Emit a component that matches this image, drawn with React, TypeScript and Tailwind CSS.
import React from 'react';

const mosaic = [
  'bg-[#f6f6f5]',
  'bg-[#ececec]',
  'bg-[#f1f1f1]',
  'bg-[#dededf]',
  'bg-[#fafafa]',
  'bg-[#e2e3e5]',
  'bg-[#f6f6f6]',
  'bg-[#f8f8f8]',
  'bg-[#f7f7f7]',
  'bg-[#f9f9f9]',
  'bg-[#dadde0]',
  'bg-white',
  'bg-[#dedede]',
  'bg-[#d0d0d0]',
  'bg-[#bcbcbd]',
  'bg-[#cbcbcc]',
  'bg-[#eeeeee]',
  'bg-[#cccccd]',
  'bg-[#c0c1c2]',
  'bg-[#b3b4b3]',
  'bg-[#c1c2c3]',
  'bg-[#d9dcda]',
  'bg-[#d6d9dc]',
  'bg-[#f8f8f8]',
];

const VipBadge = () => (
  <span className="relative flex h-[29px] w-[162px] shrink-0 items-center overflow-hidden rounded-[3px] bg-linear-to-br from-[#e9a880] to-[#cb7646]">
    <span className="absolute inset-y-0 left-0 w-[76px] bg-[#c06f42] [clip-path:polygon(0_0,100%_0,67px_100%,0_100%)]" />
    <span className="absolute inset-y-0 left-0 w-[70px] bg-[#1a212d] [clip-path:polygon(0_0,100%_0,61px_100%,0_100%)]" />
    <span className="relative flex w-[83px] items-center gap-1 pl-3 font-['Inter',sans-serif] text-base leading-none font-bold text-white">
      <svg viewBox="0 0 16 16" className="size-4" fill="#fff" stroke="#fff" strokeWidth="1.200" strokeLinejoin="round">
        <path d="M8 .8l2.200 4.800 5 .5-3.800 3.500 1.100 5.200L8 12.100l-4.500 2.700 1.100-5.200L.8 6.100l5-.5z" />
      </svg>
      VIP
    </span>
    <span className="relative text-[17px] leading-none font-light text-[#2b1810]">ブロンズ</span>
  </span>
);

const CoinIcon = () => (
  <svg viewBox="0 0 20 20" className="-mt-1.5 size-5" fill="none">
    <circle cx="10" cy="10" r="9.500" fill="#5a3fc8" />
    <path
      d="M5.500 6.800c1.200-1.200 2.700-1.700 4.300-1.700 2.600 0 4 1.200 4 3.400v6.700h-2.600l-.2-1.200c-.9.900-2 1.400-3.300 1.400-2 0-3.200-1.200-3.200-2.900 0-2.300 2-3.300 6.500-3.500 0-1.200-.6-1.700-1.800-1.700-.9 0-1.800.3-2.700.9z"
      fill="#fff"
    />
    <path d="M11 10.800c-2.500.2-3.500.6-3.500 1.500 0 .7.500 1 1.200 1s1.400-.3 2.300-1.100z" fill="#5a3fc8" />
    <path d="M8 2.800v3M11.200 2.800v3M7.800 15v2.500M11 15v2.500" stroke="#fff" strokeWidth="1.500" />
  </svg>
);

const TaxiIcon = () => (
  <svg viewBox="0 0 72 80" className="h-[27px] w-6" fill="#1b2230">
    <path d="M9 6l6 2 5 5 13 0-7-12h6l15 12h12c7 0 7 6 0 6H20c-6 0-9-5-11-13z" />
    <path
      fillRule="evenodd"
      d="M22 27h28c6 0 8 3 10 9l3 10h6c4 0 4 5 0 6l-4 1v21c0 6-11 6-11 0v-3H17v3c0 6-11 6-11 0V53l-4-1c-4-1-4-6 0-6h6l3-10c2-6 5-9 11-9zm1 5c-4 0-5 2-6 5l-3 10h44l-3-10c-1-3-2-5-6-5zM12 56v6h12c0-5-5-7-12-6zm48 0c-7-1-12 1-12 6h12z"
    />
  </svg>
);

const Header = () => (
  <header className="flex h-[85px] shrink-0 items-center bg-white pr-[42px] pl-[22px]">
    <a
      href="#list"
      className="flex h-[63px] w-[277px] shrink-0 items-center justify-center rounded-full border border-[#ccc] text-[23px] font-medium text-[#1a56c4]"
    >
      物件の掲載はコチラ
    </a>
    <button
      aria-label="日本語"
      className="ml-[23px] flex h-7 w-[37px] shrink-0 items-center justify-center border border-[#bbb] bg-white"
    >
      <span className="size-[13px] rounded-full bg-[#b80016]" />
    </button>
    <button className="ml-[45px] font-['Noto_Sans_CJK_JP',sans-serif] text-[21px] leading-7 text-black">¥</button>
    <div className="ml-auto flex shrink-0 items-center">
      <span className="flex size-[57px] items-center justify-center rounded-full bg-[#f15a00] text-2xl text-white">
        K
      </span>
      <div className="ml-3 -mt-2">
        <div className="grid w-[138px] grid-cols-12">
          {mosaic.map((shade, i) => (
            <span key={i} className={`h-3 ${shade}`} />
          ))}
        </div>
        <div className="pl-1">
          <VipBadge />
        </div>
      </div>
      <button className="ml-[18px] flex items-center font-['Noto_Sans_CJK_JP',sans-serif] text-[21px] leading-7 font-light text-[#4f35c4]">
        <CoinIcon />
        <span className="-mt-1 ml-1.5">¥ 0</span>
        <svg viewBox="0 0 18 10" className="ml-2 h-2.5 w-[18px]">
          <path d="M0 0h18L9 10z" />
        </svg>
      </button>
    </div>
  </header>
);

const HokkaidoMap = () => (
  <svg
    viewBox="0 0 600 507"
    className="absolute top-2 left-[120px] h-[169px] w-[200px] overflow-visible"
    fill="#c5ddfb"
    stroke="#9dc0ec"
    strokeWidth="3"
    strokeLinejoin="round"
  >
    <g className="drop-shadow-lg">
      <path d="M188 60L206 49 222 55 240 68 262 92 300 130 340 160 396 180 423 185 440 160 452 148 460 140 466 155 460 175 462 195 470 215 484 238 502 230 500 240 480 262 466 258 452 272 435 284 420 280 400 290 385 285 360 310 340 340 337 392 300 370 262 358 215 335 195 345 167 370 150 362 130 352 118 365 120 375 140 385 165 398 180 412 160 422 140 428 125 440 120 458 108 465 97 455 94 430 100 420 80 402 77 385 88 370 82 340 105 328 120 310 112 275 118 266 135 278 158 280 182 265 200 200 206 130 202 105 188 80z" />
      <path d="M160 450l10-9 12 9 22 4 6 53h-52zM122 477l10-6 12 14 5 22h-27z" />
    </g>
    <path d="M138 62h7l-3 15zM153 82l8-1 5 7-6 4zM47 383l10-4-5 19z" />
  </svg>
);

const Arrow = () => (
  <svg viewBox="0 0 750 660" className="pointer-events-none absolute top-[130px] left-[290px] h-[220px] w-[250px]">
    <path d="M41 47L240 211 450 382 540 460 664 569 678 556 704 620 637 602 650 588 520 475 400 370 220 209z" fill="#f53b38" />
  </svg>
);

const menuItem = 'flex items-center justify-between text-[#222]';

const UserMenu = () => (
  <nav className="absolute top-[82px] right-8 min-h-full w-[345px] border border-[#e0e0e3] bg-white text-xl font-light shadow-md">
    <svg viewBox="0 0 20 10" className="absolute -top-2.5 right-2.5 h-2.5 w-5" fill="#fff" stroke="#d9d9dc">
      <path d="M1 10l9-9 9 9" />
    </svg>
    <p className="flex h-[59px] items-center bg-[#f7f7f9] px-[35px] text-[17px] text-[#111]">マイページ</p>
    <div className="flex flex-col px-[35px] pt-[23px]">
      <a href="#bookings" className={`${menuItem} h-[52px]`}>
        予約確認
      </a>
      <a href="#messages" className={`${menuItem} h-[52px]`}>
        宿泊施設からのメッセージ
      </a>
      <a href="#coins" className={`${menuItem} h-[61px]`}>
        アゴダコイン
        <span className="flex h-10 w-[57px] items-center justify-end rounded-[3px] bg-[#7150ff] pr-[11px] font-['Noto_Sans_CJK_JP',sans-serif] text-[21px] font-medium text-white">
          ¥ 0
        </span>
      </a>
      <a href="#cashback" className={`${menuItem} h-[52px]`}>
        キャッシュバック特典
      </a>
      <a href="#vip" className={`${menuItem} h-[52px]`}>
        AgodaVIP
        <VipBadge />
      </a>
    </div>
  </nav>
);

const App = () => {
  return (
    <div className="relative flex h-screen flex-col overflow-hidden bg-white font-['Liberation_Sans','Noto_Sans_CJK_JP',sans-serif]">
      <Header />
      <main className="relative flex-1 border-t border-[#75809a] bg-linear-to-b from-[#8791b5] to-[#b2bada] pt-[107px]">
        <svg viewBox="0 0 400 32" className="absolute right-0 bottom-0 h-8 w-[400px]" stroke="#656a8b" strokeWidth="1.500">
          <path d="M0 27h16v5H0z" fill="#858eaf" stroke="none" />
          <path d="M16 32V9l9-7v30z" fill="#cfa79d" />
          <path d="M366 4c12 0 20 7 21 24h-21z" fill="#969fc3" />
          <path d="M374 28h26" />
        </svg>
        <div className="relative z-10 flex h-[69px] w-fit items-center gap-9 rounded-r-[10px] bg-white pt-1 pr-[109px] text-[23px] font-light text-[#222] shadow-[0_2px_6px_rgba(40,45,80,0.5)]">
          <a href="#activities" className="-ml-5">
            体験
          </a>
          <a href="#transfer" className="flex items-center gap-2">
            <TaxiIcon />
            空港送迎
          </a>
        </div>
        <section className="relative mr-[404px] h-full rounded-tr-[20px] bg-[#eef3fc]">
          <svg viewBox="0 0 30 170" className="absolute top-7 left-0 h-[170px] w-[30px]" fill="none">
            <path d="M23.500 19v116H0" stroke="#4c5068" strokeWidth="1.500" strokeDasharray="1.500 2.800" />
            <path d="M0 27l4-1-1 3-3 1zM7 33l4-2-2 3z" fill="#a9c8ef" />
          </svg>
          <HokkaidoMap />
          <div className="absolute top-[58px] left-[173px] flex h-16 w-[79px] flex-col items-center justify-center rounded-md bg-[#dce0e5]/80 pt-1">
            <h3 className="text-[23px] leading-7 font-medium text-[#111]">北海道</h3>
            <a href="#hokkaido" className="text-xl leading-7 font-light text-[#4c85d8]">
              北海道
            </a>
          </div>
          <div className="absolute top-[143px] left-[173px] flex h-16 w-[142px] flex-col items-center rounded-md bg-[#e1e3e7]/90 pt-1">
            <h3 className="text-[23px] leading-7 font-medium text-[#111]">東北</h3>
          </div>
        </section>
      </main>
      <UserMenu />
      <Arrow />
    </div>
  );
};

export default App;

========

• GIVEN EXERCISE:
Quote the data above verbatim from its first line to the line that includes "import React from 'react';", with both boundary lines retained.

• RESULT BELOW:
Emit a component that matches this image, drawn with React, TypeScript and Tailwind CSS.
import React from 'react';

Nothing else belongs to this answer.